Extract word for word the lines of the listing from its start to the line holding "h-screen overflow-hidden bg-[#fefefe]", both ends kept; pictures are not part of the copy.

━━━━━ Data section ━━━━━

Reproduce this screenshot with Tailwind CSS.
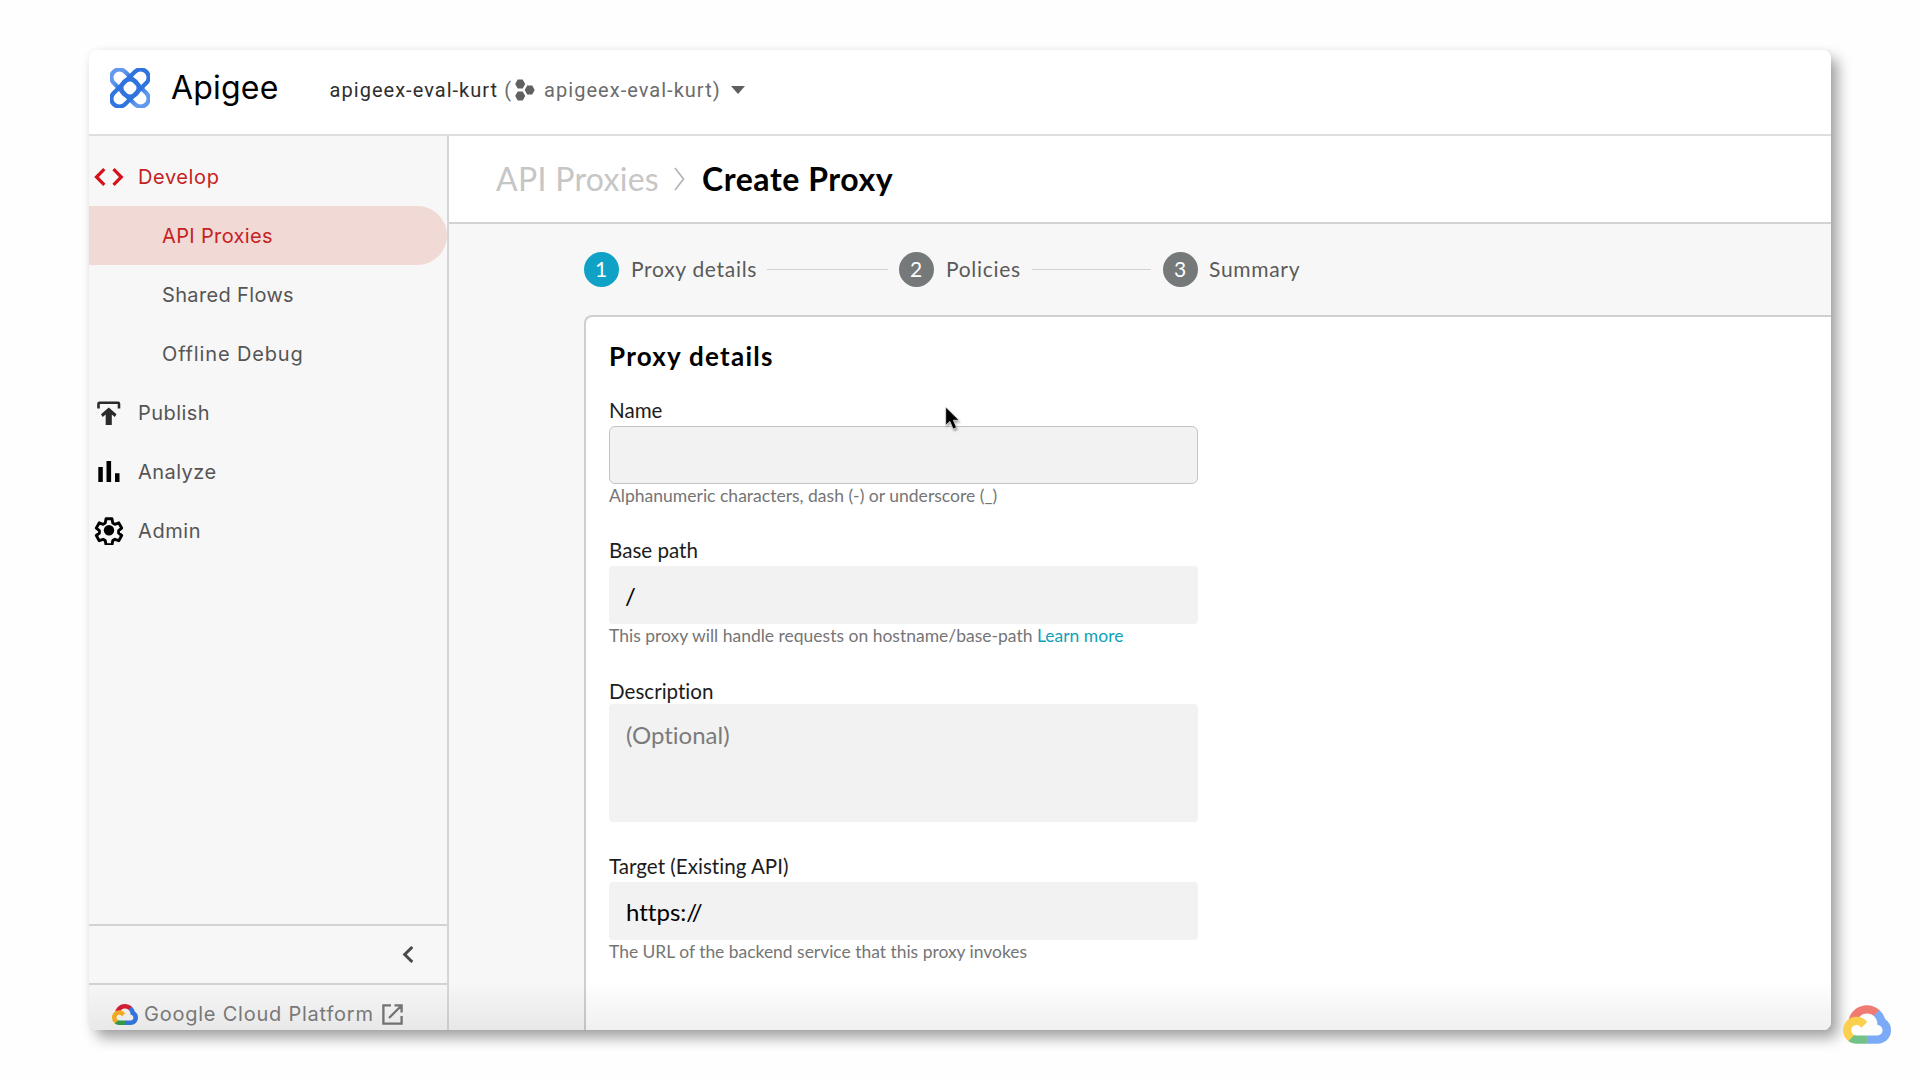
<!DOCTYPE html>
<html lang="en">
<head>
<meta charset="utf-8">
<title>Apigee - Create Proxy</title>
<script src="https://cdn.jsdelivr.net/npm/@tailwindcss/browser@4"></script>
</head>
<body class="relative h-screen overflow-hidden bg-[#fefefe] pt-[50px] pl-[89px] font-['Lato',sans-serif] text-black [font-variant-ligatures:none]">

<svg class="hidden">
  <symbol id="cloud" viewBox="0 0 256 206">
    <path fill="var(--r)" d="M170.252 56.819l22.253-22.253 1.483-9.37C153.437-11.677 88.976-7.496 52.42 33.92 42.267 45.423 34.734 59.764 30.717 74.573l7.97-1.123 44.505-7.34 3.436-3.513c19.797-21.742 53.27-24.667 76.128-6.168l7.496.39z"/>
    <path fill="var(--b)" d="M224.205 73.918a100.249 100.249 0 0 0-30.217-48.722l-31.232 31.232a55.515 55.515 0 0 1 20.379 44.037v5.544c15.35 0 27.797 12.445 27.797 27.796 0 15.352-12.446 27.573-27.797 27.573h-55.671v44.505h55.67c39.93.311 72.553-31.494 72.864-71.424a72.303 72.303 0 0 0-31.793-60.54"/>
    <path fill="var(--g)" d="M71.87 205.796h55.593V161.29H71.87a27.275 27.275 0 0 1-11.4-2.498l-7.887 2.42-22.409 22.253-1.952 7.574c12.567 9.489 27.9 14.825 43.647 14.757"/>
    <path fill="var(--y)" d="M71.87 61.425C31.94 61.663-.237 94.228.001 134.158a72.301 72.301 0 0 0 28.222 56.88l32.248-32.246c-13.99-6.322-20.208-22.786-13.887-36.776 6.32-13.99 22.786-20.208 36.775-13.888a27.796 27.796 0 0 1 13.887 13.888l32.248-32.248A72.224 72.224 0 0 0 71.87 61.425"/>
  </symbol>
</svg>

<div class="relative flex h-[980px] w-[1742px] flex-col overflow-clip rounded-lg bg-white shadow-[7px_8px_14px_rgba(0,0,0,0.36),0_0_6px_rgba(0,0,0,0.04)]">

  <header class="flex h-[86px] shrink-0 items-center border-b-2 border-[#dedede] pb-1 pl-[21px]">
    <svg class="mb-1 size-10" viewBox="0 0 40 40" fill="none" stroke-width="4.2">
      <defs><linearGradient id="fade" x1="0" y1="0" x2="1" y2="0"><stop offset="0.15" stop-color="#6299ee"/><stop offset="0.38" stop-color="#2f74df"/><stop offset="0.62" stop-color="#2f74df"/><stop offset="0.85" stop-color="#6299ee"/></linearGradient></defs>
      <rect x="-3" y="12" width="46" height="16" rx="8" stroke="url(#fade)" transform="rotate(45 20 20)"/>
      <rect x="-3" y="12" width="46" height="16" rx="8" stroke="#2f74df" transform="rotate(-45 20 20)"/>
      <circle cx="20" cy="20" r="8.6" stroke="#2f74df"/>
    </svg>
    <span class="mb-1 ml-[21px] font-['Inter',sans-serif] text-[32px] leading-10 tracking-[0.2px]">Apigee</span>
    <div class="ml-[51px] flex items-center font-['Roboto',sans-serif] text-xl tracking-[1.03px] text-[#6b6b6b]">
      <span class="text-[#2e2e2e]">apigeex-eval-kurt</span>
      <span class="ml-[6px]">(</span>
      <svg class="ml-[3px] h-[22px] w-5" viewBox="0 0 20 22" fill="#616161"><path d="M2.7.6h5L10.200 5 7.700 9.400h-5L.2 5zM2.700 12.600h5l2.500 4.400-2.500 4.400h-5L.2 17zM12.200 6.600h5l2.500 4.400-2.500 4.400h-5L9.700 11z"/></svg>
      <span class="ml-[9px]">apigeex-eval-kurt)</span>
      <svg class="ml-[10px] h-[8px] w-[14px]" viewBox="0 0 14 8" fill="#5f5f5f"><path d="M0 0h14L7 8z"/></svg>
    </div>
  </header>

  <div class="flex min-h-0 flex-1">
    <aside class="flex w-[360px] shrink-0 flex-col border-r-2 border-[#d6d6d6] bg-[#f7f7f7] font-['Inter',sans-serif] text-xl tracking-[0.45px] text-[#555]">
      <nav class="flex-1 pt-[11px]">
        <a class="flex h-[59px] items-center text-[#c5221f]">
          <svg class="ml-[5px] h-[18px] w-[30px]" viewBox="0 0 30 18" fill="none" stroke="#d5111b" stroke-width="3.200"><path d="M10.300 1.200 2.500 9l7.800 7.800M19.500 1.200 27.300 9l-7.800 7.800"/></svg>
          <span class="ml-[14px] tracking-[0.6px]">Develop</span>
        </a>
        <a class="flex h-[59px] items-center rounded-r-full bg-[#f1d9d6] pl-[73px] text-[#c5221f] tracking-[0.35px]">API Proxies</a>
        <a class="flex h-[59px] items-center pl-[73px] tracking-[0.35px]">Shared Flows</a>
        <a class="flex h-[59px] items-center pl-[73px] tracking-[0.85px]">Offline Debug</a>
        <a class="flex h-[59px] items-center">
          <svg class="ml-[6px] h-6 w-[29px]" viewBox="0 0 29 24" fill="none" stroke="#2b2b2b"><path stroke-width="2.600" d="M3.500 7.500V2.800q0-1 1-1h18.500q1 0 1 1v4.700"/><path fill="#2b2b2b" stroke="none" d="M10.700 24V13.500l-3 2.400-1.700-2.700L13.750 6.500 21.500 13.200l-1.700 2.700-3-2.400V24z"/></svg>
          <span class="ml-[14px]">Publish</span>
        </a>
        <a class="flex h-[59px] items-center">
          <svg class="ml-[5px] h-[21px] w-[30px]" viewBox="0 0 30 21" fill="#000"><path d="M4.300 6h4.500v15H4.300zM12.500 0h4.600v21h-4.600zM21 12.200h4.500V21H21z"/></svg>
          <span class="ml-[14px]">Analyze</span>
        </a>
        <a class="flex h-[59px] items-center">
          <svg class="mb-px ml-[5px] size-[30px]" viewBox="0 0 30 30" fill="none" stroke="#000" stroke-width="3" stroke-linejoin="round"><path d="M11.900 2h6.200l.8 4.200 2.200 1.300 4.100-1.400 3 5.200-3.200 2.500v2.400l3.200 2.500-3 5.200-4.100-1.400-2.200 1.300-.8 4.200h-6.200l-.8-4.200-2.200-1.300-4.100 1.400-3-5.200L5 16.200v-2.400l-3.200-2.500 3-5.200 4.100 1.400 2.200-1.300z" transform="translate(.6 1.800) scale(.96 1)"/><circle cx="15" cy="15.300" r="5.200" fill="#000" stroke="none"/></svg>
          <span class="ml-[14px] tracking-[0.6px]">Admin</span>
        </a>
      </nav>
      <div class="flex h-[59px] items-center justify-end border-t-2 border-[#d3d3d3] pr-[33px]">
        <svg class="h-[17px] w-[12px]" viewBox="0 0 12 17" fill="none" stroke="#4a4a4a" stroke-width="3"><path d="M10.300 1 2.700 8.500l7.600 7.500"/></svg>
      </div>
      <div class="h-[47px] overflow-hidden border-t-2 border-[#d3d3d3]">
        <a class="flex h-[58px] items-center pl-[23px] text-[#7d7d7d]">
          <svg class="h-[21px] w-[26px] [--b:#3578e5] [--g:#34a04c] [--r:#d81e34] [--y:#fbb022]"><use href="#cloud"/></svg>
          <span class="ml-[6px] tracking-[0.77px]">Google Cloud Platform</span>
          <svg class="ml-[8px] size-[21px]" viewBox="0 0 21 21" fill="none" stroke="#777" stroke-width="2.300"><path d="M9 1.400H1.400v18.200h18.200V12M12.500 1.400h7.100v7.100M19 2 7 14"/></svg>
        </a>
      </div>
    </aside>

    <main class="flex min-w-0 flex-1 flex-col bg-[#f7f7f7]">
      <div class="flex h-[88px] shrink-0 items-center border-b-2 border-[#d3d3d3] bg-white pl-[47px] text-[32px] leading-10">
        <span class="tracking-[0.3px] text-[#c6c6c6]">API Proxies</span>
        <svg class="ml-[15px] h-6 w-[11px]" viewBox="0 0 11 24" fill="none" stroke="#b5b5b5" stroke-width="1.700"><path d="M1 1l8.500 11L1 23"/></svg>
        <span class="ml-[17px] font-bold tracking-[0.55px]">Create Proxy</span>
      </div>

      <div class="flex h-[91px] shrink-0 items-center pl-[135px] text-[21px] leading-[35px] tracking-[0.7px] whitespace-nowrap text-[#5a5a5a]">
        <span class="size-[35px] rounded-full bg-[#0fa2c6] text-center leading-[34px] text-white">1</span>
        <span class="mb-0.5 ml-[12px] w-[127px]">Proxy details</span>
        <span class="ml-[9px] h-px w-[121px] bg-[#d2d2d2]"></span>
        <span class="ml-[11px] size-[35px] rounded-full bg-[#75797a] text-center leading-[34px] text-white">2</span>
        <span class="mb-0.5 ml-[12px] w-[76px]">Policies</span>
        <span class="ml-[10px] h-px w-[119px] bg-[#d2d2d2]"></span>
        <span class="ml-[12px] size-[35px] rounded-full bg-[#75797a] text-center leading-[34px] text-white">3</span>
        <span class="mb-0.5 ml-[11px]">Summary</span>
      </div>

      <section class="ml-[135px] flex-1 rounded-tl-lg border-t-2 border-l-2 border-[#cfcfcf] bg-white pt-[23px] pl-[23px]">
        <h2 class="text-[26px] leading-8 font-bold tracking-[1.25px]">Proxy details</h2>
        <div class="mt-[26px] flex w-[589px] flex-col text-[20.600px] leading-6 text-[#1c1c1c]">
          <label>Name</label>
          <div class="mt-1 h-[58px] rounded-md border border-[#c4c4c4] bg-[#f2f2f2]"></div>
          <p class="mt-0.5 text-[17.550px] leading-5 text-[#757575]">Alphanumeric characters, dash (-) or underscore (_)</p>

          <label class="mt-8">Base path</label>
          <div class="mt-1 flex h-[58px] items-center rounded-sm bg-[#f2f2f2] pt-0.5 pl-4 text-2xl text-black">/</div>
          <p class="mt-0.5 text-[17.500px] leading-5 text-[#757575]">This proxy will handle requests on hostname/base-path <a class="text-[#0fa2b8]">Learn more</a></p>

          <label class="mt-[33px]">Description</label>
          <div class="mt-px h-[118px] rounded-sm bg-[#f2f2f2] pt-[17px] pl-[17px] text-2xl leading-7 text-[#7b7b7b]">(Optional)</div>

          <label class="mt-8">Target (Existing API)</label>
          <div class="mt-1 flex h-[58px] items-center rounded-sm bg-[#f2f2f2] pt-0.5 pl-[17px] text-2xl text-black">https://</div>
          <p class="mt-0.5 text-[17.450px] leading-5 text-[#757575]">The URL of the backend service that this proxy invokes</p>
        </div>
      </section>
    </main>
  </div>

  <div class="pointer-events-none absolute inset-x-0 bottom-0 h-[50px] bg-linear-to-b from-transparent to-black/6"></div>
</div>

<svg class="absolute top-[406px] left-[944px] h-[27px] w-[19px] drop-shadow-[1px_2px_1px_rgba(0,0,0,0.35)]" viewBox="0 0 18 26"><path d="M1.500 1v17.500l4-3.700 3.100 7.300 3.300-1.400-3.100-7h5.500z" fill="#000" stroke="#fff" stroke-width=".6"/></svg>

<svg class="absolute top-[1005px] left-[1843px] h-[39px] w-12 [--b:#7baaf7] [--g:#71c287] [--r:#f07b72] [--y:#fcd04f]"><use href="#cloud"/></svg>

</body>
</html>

━━━━━

Task answer
Reproduce this screenshot with Tailwind CSS.
<!DOCTYPE html>
<html lang="en">
<head>
<meta charset="utf-8">
<title>Apigee - Create Proxy</title>
<script src="https://cdn.jsdelivr.net/npm/@tailwindcss/browser@4"></script>
</head>
<body class="relative h-screen overflow-hidden bg-[#fefefe] pt-[50px] pl-[89px] font-['Lato',sans-serif] text-black [font-variant-ligatures:none]">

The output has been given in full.